__Goal__. Return each line of the listing below, unchanged, and omit the images.

__Source material__.
::::
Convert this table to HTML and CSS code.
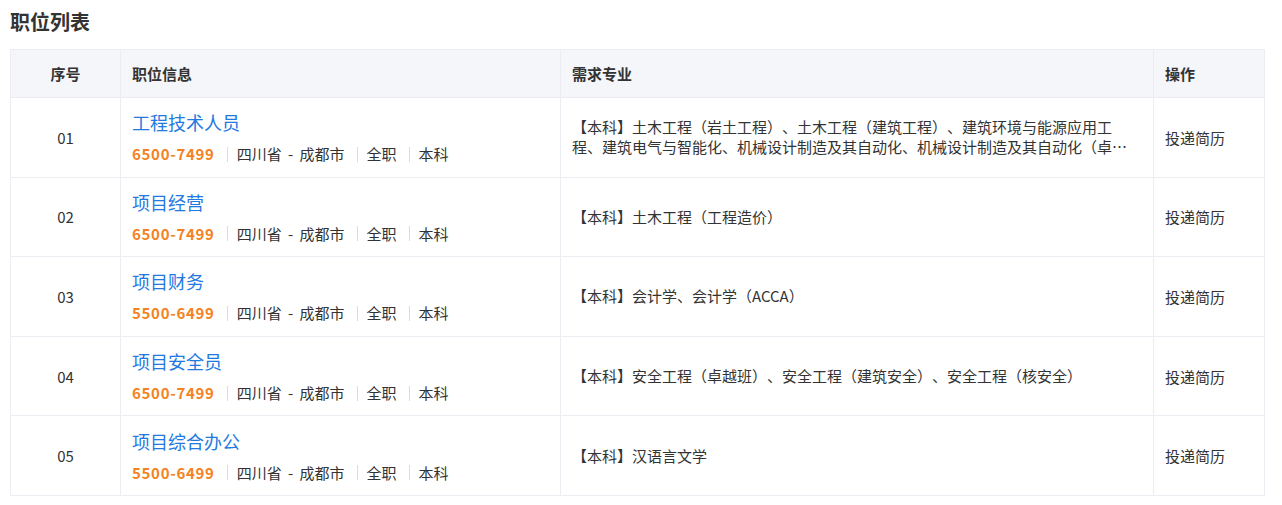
FILE: index.html
```html
<!DOCTYPE html>
<html lang="zh-CN">
<head>
<meta charset="utf-8">
<title>职位列表</title>
<link rel="stylesheet" href="styles.css">
</head>
<body>
<div class="page">
  <h2 class="page-title">职位列表</h2>
  <table class="job-table">
    <colgroup>
      <col class="c-no"><col class="c-info"><col class="c-major"><col class="c-op">
    </colgroup>
    <thead>
      <tr><th class="center">序号</th><th>职位信息</th><th>需求专业</th><th>操作</th></tr>
    </thead>
    <tbody>
      <tr>
        <td class="center no">01</td>
        <td><div class="job-name">工程技术人员</div><div class="meta"><span class="salary">6500-7499</span><span class="sep"></span><span class="loc">四川省 - 成都市</span><span class="sep"></span>全职<span class="sep"></span>本科</div></td>
        <td class="major-cell"><div class="major">【本科】土木工程（岩土工程）、土木工程（建筑工程）、建筑环境与能源应用工程、建筑电气与智能化、机械设计制造及其自动化、机械设计制造及其自动化（卓越班）</div></td>
        <td class="op">投递简历</td>
      </tr>
      <tr>
        <td class="center no">02</td>
        <td><div class="job-name">项目经营</div><div class="meta"><span class="salary">6500-7499</span><span class="sep"></span><span class="loc">四川省 - 成都市</span><span class="sep"></span>全职<span class="sep"></span>本科</div></td>
        <td class="major-cell"><div class="major">【本科】土木工程（工程造价）</div></td>
        <td class="op">投递简历</td>
      </tr>
      <tr>
        <td class="center no">03</td>
        <td><div class="job-name">项目财务</div><div class="meta"><span class="salary">5500-6499</span><span class="sep"></span><span class="loc">四川省 - 成都市</span><span class="sep"></span>全职<span class="sep"></span>本科</div></td>
        <td class="major-cell"><div class="major">【本科】会计学、会计学（ACCA）</div></td>
        <td class="op">投递简历</td>
      </tr>
      <tr>
        <td class="center no">04</td>
        <td><div class="job-name">项目安全员</div><div class="meta"><span class="salary">6500-7499</span><span class="sep"></span><span class="loc">四川省 - 成都市</span><span class="sep"></span>全职<span class="sep"></span>本科</div></td>
        <td class="major-cell"><div class="major">【本科】安全工程（卓越班）、安全工程（建筑安全）、安全工程（核安全）</div></td>
        <td class="op">投递简历</td>
      </tr>
      <tr>
        <td class="center no">05</td>
        <td><div class="job-name">项目综合办公</div><div class="meta"><span class="salary">5500-6499</span><span class="sep"></span><span class="loc">四川省 - 成都市</span><span class="sep"></span>全职<span class="sep"></span>本科</div></td>
        <td class="major-cell"><div class="major">【本科】汉语言文学</div></td>
        <td class="op">投递简历</td>
      </tr>
    </tbody>
  </table>
</div>
</body>
</html>
```
FILE: styles.css
```css
* { box-sizing: border-box; }
html, body { margin: 0; padding: 0; background: #fff; }
body {
  font-family: "Noto Sans CJK SC", "Noto Sans", sans-serif;
  color: #333;
  text-spacing-trim: space-all;
}
.page { padding: 10px 18px 0 10px; }
.page-title {
  margin: 0 0 15px;
  font-size: 20px;
  line-height: 24px;
  font-weight: 700;
  color: #333;
}
.job-table {
  width: 1254px;
  border-collapse: collapse;
  table-layout: fixed;
  border: 1px solid #ebedf3;
}
.c-no { width: 110px; }
.c-info { width: 440px; }
.c-major { width: 593px; }
.c-op { width: 111px; }
.job-table th, .job-table td {
  border: 1px solid #ebedf3;
  padding: 0 11px;
  text-align: left;
  vertical-align: middle;
  font-size: 15px;
}
.job-table th {
  height: 48px;
  background: #f5f6fa;
  font-weight: 700;
  color: #333;
}
.job-table td { height: 79.6px; padding-top: 12px; padding-bottom: 12px; }
.job-table td.major-cell { padding-right: 13px; }
.job-table .center { text-align: center; }
.no { font-size: 15px; color: #333; }
.job-name {
  font-size: 18px;
  line-height: 24px;
  color: #2379e0;
}
.meta {
  margin-top: 10px;
  font-size: 15px;
  line-height: 20px;
  color: #333;
  display: flex;
  align-items: center;
}
.salary { color: #f58220; font-weight: 700; letter-spacing: 0.7px; }
.loc { word-spacing: 3px; }
.sep {
  display: inline-block;
  width: 1px;
  height: 15px;
  background: #dcdcdc;
  margin: 0 9px 0 12px;
}
.major {
  font-size: 15px;
  line-height: 20px;
  color: #333;
  display: -webkit-box;
  -webkit-line-clamp: 2;
  -webkit-box-orient: vertical;
  overflow: hidden;
}
.op { color: #333; }
```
::::
__The response__.
Convert this table to HTML and CSS code.
FILE: index.html
```html
<!DOCTYPE html>
<html lang="zh-CN">
<head>
<meta charset="utf-8">
<title>职位列表</title>
<link rel="stylesheet" href="styles.css">
</head>
<body>
<div class="page">
  <h2 class="page-title">职位列表</h2>
  <table class="job-table">
    <colgroup>
      <col class="c-no"><col class="c-info"><col class="c-major"><col class="c-op">
    </colgroup>
    <thead>
      <tr><th class="center">序号</th><th>职位信息</th><th>需求专业</th><th>操作</th></tr>
    </thead>
    <tbody>
      <tr>
        <td class="center no">01</td>
        <td><div class="job-name">工程技术人员</div><div class="meta"><span class="salary">6500-7499</span><span class="sep"></span><span class="loc">四川省 - 成都市</span><span class="sep"></span>全职<span class="sep"></span>本科</div></td>
        <td class="major-cell"><div class="major">【本科】土木工程（岩土工程）、土木工程（建筑工程）、建筑环境与能源应用工程、建筑电气与智能化、机械设计制造及其自动化、机械设计制造及其自动化（卓越班）</div></td>
        <td class="op">投递简历</td>
      </tr>
      <tr>
        <td class="center no">02</td>
        <td><div class="job-name">项目经营</div><div class="meta"><span class="salary">6500-7499</span><span class="sep"></span><span class="loc">四川省 - 成都市</span><span class="sep"></span>全职<span class="sep"></span>本科</div></td>
        <td class="major-cell"><div class="major">【本科】土木工程（工程造价）</div></td>
        <td class="op">投递简历</td>
      </tr>
      <tr>
        <td class="center no">03</td>
        <td><div class="job-name">项目财务</div><div class="meta"><span class="salary">5500-6499</span><span class="sep"></span><span class="loc">四川省 - 成都市</span><span class="sep"></span>全职<span class="sep"></span>本科</div></td>
        <td class="major-cell"><div class="major">【本科】会计学、会计学（ACCA）</div></td>
        <td class="op">投递简历</td>
      </tr>
      <tr>
        <td class="center no">04</td>
        <td><div class="job-name">项目安全员</div><div class="meta"><span class="salary">6500-7499</span><span class="sep"></span><span class="loc">四川省 - 成都市</span><span class="sep"></span>全职<span class="sep"></span>本科</div></td>
        <td class="major-cell"><div class="major">【本科】安全工程（卓越班）、安全工程（建筑安全）、安全工程（核安全）</div></td>
        <td class="op">投递简历</td>
      </tr>
      <tr>
        <td class="center no">05</td>
        <td><div class="job-name">项目综合办公</div><div class="meta"><span class="salary">5500-6499</span><span class="sep"></span><span class="loc">四川省 - 成都市</span><span class="sep"></span>全职<span class="sep"></span>本科</div></td>
        <td class="major-cell"><div class="major">【本科】汉语言文学</div></td>
        <td class="op">投递简历</td>
      </tr>
    </tbody>
  </table>
</div>
</body>
</html>
```
FILE: styles.css
```css
* { box-sizing: border-box; }
html, body { margin: 0; padding: 0; background: #fff; }
body {
  font-family: "Noto Sans CJK SC", "Noto Sans", sans-serif;
  color: #333;
  text-spacing-trim: space-all;
}
.page { padding: 10px 18px 0 10px; }
.page-title {
  margin: 0 0 15px;
  font-size: 20px;
  line-height: 24px;
  font-weight: 700;
  color: #333;
}
.job-table {
  width: 1254px;
  border-collapse: collapse;
  table-layout: fixed;
  border: 1px solid #ebedf3;
}
.c-no { width: 110px; }
.c-info { width: 440px; }
.c-major { width: 593px; }
.c-op { width: 111px; }
.job-table th, .job-table td {
  border: 1px solid #ebedf3;
  padding: 0 11px;
  text-align: left;
  vertical-align: middle;
  font-size: 15px;
}
.job-table th {
  height: 48px;
  background: #f5f6fa;
  font-weight: 700;
  color: #333;
}
.job-table td { height: 79.6px; padding-top: 12px; padding-bottom: 12px; }
.job-table td.major-cell { padding-right: 13px; }
.job-table .center { text-align: center; }
.no { font-size: 15px; color: #333; }
.job-name {
  font-size: 18px;
  line-height: 24px;
  color: #2379e0;
}
.meta {
  margin-top: 10px;
  font-size: 15px;
  line-height: 20px;
  color: #333;
  display: flex;
  align-items: center;
}
.salary { color: #f58220; font-weight: 700; letter-spacing: 0.7px; }
.loc { word-spacing: 3px; }
.sep {
  display: inline-block;
  width: 1px;
  height: 15px;
  background: #dcdcdc;
  margin: 0 9px 0 12px;
}
.major {
  font-size: 15px;
  line-height: 20px;
  color: #333;
  display: -webkit-box;
  -webkit-line-clamp: 2;
  -webkit-box-orient: vertical;
  overflow: hidden;
}
.op { color: #333; }
```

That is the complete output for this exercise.